In the Q&A portion, questions/comments were made about

  1. The need to not think backwards from 1828 to understand 1824.
  2. Van Buren’s letter to create a new Democratic Party with no slavery.
  3. Voters who stayed home in anticipation of the failure of the Electoral College.

I inquired about the role of religion in the 1824 election, in particular the impact of the rise of Methodism outside coastal New England and Southern communities.

I also asked what SHEAR’s plans were to commemorate the bi-centennial of the election of 1824 given the disarray/collapse of the current two-party system.

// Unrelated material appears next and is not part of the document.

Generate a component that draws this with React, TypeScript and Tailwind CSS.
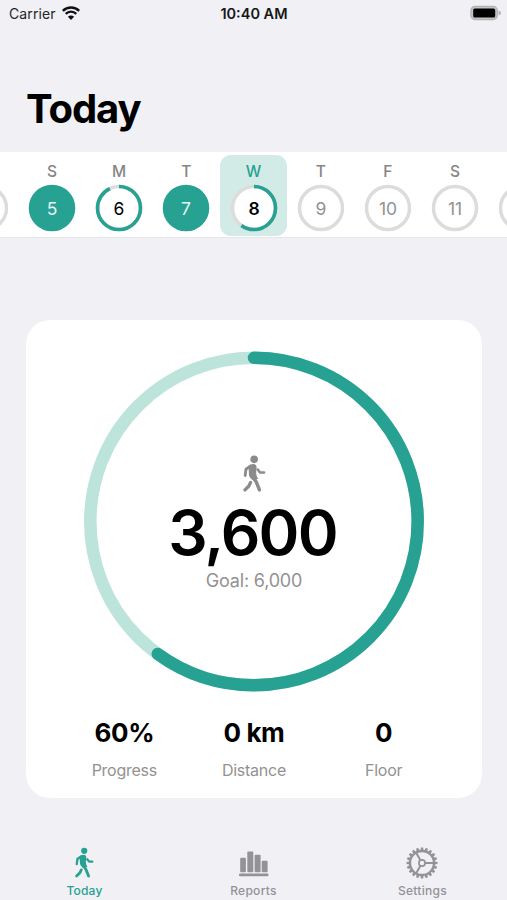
const TEAL = '#26a192';

type Day = { letter: string; date: string; progress: number; selected?: boolean };

const days: Day[] = [
  { letter: '', date: '', progress: 0 },
  { letter: 'S', date: '5', progress: 1 },
  { letter: 'M', date: '6', progress: 0.93 },
  { letter: 'T', date: '7', progress: 1 },
  { letter: 'W', date: '8', progress: 0.6, selected: true },
  { letter: 'T', date: '9', progress: 0 },
  { letter: 'F', date: '10', progress: 0 },
  { letter: 'S', date: '11', progress: 0 },
  { letter: '', date: '', progress: 0 },
];

const stats = [
  { value: '60%', label: 'Progress' },
  { value: '0 km', label: 'Distance' },
  { value: '0', label: 'Floor' },
];

function Walker({ className }: { className: string }) {
  return (
    <svg viewBox="0 0 70 112" className={className} fill="none" stroke="currentColor" strokeLinecap="round" strokeLinejoin="round">
      <circle cx="34" cy="13" r="11.500" fill="currentColor" stroke="none" />
      <path d="M17 34Q21 27 31 27Q41 27 41.500 36L40 56Q41 65 46 73L29 76Q17 67 18 57Z" fill="currentColor" stroke="none" />
      <path d="M22 34L9 43L6.500 62" strokeWidth="8.500" />
      <path d="M45 44L52 53L64 53" strokeWidth="8" />
      <path d="M29 65L40 81L50 106" strokeWidth="10.500" />
      <path d="M23 83L18 94L6 106" strokeWidth="10" />
    </svg>
  );
}

function Wifi() {
  return (
    <svg viewBox="0 0 18 14" className="h-[14px] w-[18px]" fill="none" stroke="#111">
      <path d="M.8 4.900A11.600 11.600 0 0 1 17.200 4.900" strokeWidth="2.500" />
      <path d="M3.700 7.900A7.500 7.500 0 0 1 14.300 7.900" strokeWidth="2.300" />
      <path d="M9 14L5.900 10.800A4.400 4.400 0 0 1 12.100 10.800Z" fill="#111" stroke="none" />
    </svg>
  );
}

function Battery() {
  return (
    <svg viewBox="0 0 32 16" className="h-4 w-8">
      <rect x=".9" y="1.400" width="26.400" height="13.200" rx="4" fill="#c4c4c7" stroke="#b2b2b5" strokeWidth="1.200" />
      <rect x="3.200" y="3.600" width="22" height="8.800" rx="1.500" fill="#000" />
      <path d="M28.600 5.500Q31 6.200 31 8T28.600 10.500Z" fill="#b2b2b5" />
    </svg>
  );
}

function BarsIcon() {
  return (
    <svg viewBox="0 0 30 26" className="h-[26px] w-[30px]" fill="currentColor">
      <rect x="1.200" y="6.800" width="5.700" height="14.400" rx="1" />
      <rect x="8.300" y=".5" width="6" height="20.700" rx="1" />
      <rect x="15.600" y="3.700" width="6" height="17.500" rx="1" />
      <rect x="22.700" y="9.700" width="5.900" height="11.500" rx="1" />
      <rect x="0" y="22.600" width="29.500" height="2.700" rx="1" />
    </svg>
  );
}

const spokes = Array.from({ length: 20 }, (_, i) => i * 18);

function GearIcon() {
  return (
    <svg viewBox="-16 -16 32 32" className="h-8 w-8" fill="none" stroke="currentColor">
      {spokes.map((angle) => (
        <path key={angle} d="M-1.600 -12.500L-1.100 -15.500H1.100L1.600 -12.500Z" fill="currentColor" stroke="none" transform={`rotate(${angle})`} />
      ))}
      <circle r="12" strokeWidth="2.300" />
      <circle r="3.100" strokeWidth="1.700" />
      <path d="M3.300 0H12M-1.700 -2.900L-6 -10.400M-1.700 2.900L-6 10.400" strokeWidth="2" />
    </svg>
  );
}

function DayCell({ day }: { day: Day }) {
  const full = day.progress === 1;
  const numberTone = full
    ? 'fill-[#e5f5f2] font-normal'
    : day.selected
      ? 'fill-black font-semibold'
      : day.progress > 0
        ? 'fill-black font-normal'
        : 'fill-[#929292] font-normal';
  return (
    <div className={`flex h-[81px] w-[67.200px] shrink-0 flex-col items-center rounded-[11px] pt-[7px] ${day.selected ? 'bg-[#d3ebe6] text-[#26a192]' : 'text-[#858585]'}`}>
      <span className="h-5 text-[15.500px] leading-5 font-medium">{day.letter}</span>
      <svg viewBox="-24 -24 48 48" className="mt-[2px] h-12 w-12">
        <circle r="21.500" fill={full ? TEAL : '#fff'} stroke={full ? TEAL : '#dcdcdc'} strokeWidth="3.500" />
        {day.progress > 0 && !full && (
          <circle r="21.500" fill="none" stroke={TEAL} strokeWidth="3.600" pathLength="100" strokeDasharray={`${day.progress * 100} 100`} transform="rotate(-90)" />
        )}
        <text y="6.600" textAnchor="middle" className={`text-[17.500px] ${numberTone}`}>{day.date}</text>
      </svg>
    </div>
  );
}

export default function App() {
  return (
    <div className="flex h-[900px] w-[507px] flex-col overflow-hidden bg-[#f0f0f5] font-[Inter,sans-serif] text-black">
      <header className="grid h-7 shrink-0 grid-cols-3 items-center pr-[5px] pb-[2px] pl-[9px] text-[14px]">
        <div className="flex items-center gap-[6px] text-[#252525]">
          <span className="tracking-[0.1px]">Carrier</span>
          <Wifi />
        </div>
        <span className="-ml-[3px] pt-[2px] text-center text-[14.500px] font-semibold text-[#171717]">10:40 AM</span>
        <div className="flex justify-end"><Battery /></div>
      </header>

      <h1 className="mt-[56px] h-[50px] shrink-0 pl-[26px] text-[40px] leading-[50px] font-bold tracking-[-1.100px]">Today</h1>

      <section className="mt-[18px] flex h-[86px] shrink-0 items-end justify-center overflow-hidden border-b border-[#e6e6ea] bg-white pb-[1px]">
        {days.map((day, i) => <DayCell key={i} day={day} />)}
      </section>

      <main className="mx-[26px] mt-[82px] flex h-[478px] w-[456px] shrink-0 flex-col items-center rounded-[24px] bg-white pt-[31px]">
        <div className="grid h-[341px] w-[340px] place-items-center">
          <svg viewBox="-170 -170.500 340 341" className="col-start-1 row-start-1 h-[341px] w-[340px]" fill="none" strokeWidth="12.500">
            <circle r="163.700" stroke="#bce4da" />
            <circle r="163.700" stroke={TEAL} pathLength="100" strokeDasharray="60 100" strokeLinecap="round" transform="rotate(-90)" />
          </svg>
          <div className="col-start-1 row-start-1 flex flex-col items-center pt-[4px]">
            <Walker className="h-[37px] w-[23px] text-[#8b8b8b]" />
            <span className="mt-[8px] mr-[3px] h-[66px] text-[62px] leading-[66px] font-semibold tracking-[-1.800px]">3,600</span>
            <span className="mt-[3px] text-[18px] leading-6 tracking-[-0.200px] text-[#929292]">Goal: 6,000</span>
          </div>
        </div>
        <div className="mt-[24px] grid w-[389px] grid-cols-3 text-center">
          {stats.map((s) => (
            <div key={s.label} className="flex flex-col">
              <span className="text-[26px] leading-[34px] font-bold tracking-[-0.400px]">{s.value}</span>
              <span className="mt-[10px] text-[16px] leading-5 tracking-[-0.250px] text-[#929292]">{s.label}</span>
            </div>
          ))}
        </div>
      </main>

      <nav className="mt-[46px] grid h-14 shrink-0 grid-cols-3 text-[12px] leading-[14px] font-medium text-[#929297]">
        <div className="flex flex-col items-center text-[#26a192]">
          <div className="flex h-[40px] items-start pt-[3px]"><Walker className="h-[31px] w-[19px]" /></div>
          <span className="tracking-[0.200px]">Today</span>
        </div>
        <div className="flex flex-col items-center">
          <div className="flex h-[40px] items-center pb-[1px]"><BarsIcon /></div>
          <span className="tracking-[0.300px]">Reports</span>
        </div>
        <div className="flex flex-col items-center">
          <div className="flex h-[40px] items-center pr-[1px] pb-[2px]"><GearIcon /></div>
          <span className="tracking-[0.300px]">Settings</span>
        </div>
      </nav>
    </div>
  );
}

Returning to the op-ed piece on the end of political, diplomatic, and military history in favor of identity history, I wonder how many sessions at SHEAR are devoted to the dinosaur subjects of dead (or retired) white men. Perhaps in the future there will be no need for a panelist like Murphy to begin a presentation by announcing that she is not a political historian since the issue will be moot. For that matter, the very existence of history conferences themselves may be at stake. Since the SHEAR conference, there was an article in the current issue of Perspectives on History by Julia Brookins entitled “Survey Finds Fewer Students Enrolling in College History Courses.” The article was the latest in a series of articles over the past few years chronicling the downwards spiral of history in academia. I refer readers to a humorous op-ed piece in Sunday Review section of the NYT on September 4 entitled “A Back to School Education.” A father bewails the situation with his soon-to-reach-college-age daughter:

To make things worse, last week she wanted to be a historian. At first I laughed, but when I realized she was serious, I was furious. “History?! You must be joking. What exactly are you going to do with that? Write a thesis about unemployed historians in the 18th century? Is that what I ‘m doing all this for?”

Maybe for the bicentennial of 1824 we should have a presidential election where candidates are entitled to their own facts and a public that doesn’t know better or how to think. Come to think of it, why wait?